【社保情報】ヘリコバクター・ピロリ除菌治療の保険診療における取り扱いの留意点

公開日 2013年04月15日

 2013年3月28日付で事務連絡「疑義解釈資料の送付について(その13)」においてヘリコバクター・ピロリ除菌治療に関するQ&Aが出され、『東京保険医新聞』4月5日号にも掲載したところです。それに先立ち、東京保険医協会は2月に追加された胃炎等のヘリコバクター・ピロリ除菌治療の保険診療における取り扱いの考え方について厚労省に確認しました。確認事項を掲載するとともに「疑義解釈資料の送付について(その13)・抜粋」を併せて再掲します。

 厚労省のヘリコバクター除菌治療(検査・除菌療法)の適応範囲の追加は、除菌に使う薬剤の適応に追加された「内視鏡で確認した胃炎」の範囲とされています。したがって今回保険診療扱いに追加されたのは「内視鏡で確認した胃炎」に限定されるとのことです。この考え方に基づく厚労省の回答(要旨)は次の通りです。

Q1.内視鏡の所見、結果はどの程度診療報酬明細書(以下、レセプト)に書くのか、例示してほしい。

A.レセプトの摘要欄には、以下の2点を簡潔に記載してもらうことを想定している。

(1) 内視鏡検査を実施したこと。
(2) 内視鏡検査の結果、胃炎と判断した根拠(内視鏡検査の結果、発赤を認めた、萎縮していた、出血したあとが認められた、等々)。 なお、明細書に内視鏡検査の画像を添付する必要はない。

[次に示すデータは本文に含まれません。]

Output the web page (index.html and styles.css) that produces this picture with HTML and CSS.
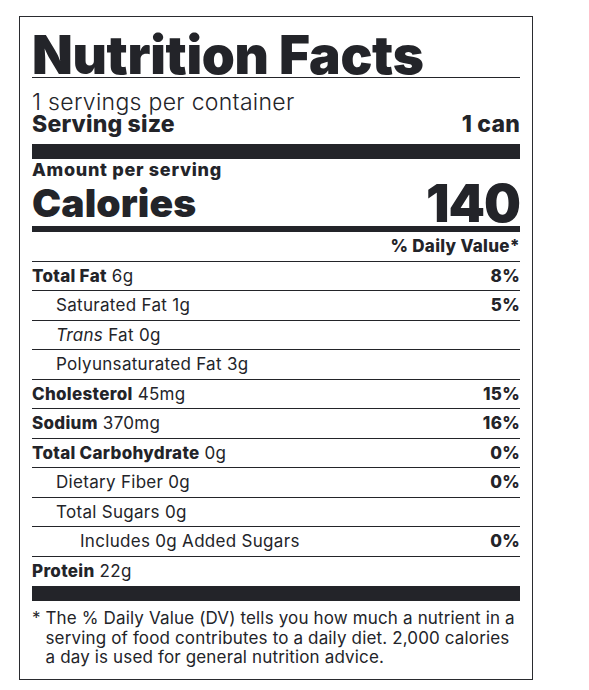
FILE: index.html
```html
<!DOCTYPE html>
<html>
<head>
<meta charset="utf-8">
<title>Nutrition Facts</title>
<link rel="stylesheet" href="styles.css">
</head>
<body>

<section class="label">
  <h1 class="title">Nutrition Facts</h1>
  <div class="servings">1 servings per container</div>
  <div class="serving-size"><span>Serving size</span><span>1 can</span></div>

  <div class="bar thick"></div>

  <div class="amount">Amount per serving</div>
  <div class="calories"><span class="cal-label">Calories</span><span class="cal-num">140</span></div>

  <div class="bar medium"></div>

  <div class="dv-head">% Daily Value*</div>

  <div class="row"><span><b>Total Fat</b> 6g</span><b>8%</b></div>
  <div class="row sub"><span>Saturated Fat 1g</span><b>5%</b></div>
  <div class="row sub"><span><i>Trans</i> Fat 0g</span></div>
  <div class="row sub"><span>Polyunsaturated Fat 3g</span></div>
  <div class="row"><span><b>Cholesterol</b> 45mg</span><b>15%</b></div>
  <div class="row"><span><b>Sodium</b> 370mg</span><b>16%</b></div>
  <div class="row"><span><b>Total Carbohydrate</b> 0g</span><b>0%</b></div>
  <div class="row sub"><span>Dietary Fiber 0g</span><b>0%</b></div>
  <div class="row sub"><span>Total Sugars 0g</span></div>
  <div class="row sub2"><span>Includes 0g Added Sugars</span><b>0%</b></div>
  <div class="row last"><span><b>Protein</b> 22g</span></div>

  <div class="bar thick bottom"></div>

  <p class="footnote"><span class="star">*</span><span>The % Daily Value (DV) tells you how much a nutrient in a serving of food contributes to a daily diet. 2,000 calories a day is used for general nutrition advice.</span></p>
</section>

</body>
</html>
```

FILE: styles.css
```css
body {
	margin: 16px 0 0 19px;
	background: #FFFFFF;
	font-family: 'Inter', 'Liberation Sans', sans-serif;
	color: #232429;
}
.label {
	box-sizing: border-box;
	width: 514px;
	height: 664px;
	border: 1px solid #2a2b2f;
	padding: 0 12px;
}
.title {
	margin: 0;
	padding-top: 17px;
	font-size: 53px;
	line-height: 43px;
	font-weight: 900;
	letter-spacing: -0.3px;
	border-bottom: 1px solid #232429;
}
.servings {
	margin-top: 13px;
	font-size: 23px;
	font-weight: 300;
	line-height: 22px;
	letter-spacing: 0.3px;
}
.serving-size {
	display: flex;
	justify-content: space-between;
	font-size: 23px;
	font-weight: 800;
	line-height: 22px;
	letter-spacing: 0.2px;
}
.bar {
	background: #232429;
}
.bar.thick {
	height: 14.5px;
	margin-top: 9px;
}
.bar.bottom {
	height: 15px;
	margin-top: 0;
}
.bar.medium {
	height: 6px;
}
.amount {
	margin-top: 1px;
	font-size: 18px;
	font-weight: 800;
	line-height: 20px;
	letter-spacing: 0.7px;
}
.calories {
	display: flex;
	justify-content: space-between;
	align-items: flex-end;
	height: 46px;
	font-weight: 900;
}
.cal-label {
	font-size: 39px;
	line-height: 46px;
	letter-spacing: 0.1px;
}
.cal-num {
	font-size: 52px;
	line-height: 43.5px;
	letter-spacing: -1px;
}
.dv-head {
	text-align: right;
	height: 29px;
	font-size: 17px;
	font-weight: 800;
	line-height: 29px;
	letter-spacing: 0.3px;
	border-bottom: 1px solid #232429;
}
.row {
	display: flex;
	justify-content: space-between;
	align-items: center;
	height: 28.5px;
	font-size: 17px;
	font-weight: 400;
	letter-spacing: 0.3px;
	border-bottom: 1px solid #232429;
}
.row b {
	font-weight: 800;
}
.row.sub {
	padding-left: 24px;
}
.row.sub2 {
	padding-left: 48px;
}
.row.last {
	height: 29px;
	border-bottom: none;
}
.footnote {
	display: flex;
	margin: 8.5px 0 0;
	font-size: 17px;
	line-height: 19.5px;
	letter-spacing: 0.15px;
}
.star {
	flex: 0 0 13.5px;
}
```
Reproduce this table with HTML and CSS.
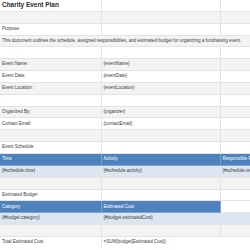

Q2.他施設で健診、または診断されている場合、健診結果等の文書確認が必要か。また内視鏡を行った施設名、日時はレセプトに記載する必要があるか。
A.確認が必要である。後段は「Q1」の回答を参照。
Q3.X-Pの造影検査で慢性胃炎と診断されている場合、保険診療で除菌してよいか。
A.不可である。「内視鏡検査において胃炎の確定診断がなされた患者」のみが追加された。
Q4.胃がんリスク検診(ABC検診)の結果、B群~C群と判定された者は、ピロリ菌に感染して胃粘膜に萎縮のある胃炎の患者である。この患者に内視鏡検査なしでピロリ除菌療法をした場合、保険請求は可能か。
A.不可である。「内視鏡検査で胃炎の確定診断がなされた患者」のみが追加された。

2013年3月28日付・事務連絡 「疑義解釈資料の送付について(その13)」抜粋

ヘリコバクター・ピロリ除菌治療について

問4 ヘリコバクター・ピロリ感染の除菌治療について、その対象患者が新たに追加されたが、実施に当たってはどのような要件を満たす必要があるのか。
答 新たな対象患者は、①内視鏡検査によって胃炎の確定診断がなされたもので、ヘリコバクター・ピロリ感染が疑われるものに対して、②除菌前の感染診断により、ヘリコバクター・ピロリ陽性であることが確認されたものに限られる。 なお、除菌の実施においては、薬事法承認事項に従い適切に行うこと。
問5 抗菌薬が胃炎に適用拡大される前(2013年2月21日より前)に、胃炎と診断されている患者に対して除菌治療ができるのか。

答 内視鏡検査にて胃炎が診断されている者で、かつヘリコバクター・ピロリ 陽性が確認されている患者に限る。診断時の内視鏡検査の所見を診療報酬明細書の摘要欄に記載すること。

 なお、2013年2月21日より前に自由診療により行った除菌治療については保険診療の適用とはならないが、2013年2月21日以降に実施した除菌判定等に係る費用については、保険診療の適用となる。

問6 健康診断で行った内視鏡検査で胃炎が見つかった患者も除菌治療の対象となるのか。
答 対象となる。また、健康診断で行った内視鏡検査で胃炎が見つかり、引き続除菌治療を行った場合の患者の費用の支払いについては、健康診断の費用として支払われる額と保険請求する額が重複することのないよう、2003年7月30日付事務連絡「健康診断時及び予防接種の費用について」に基づき行うこと。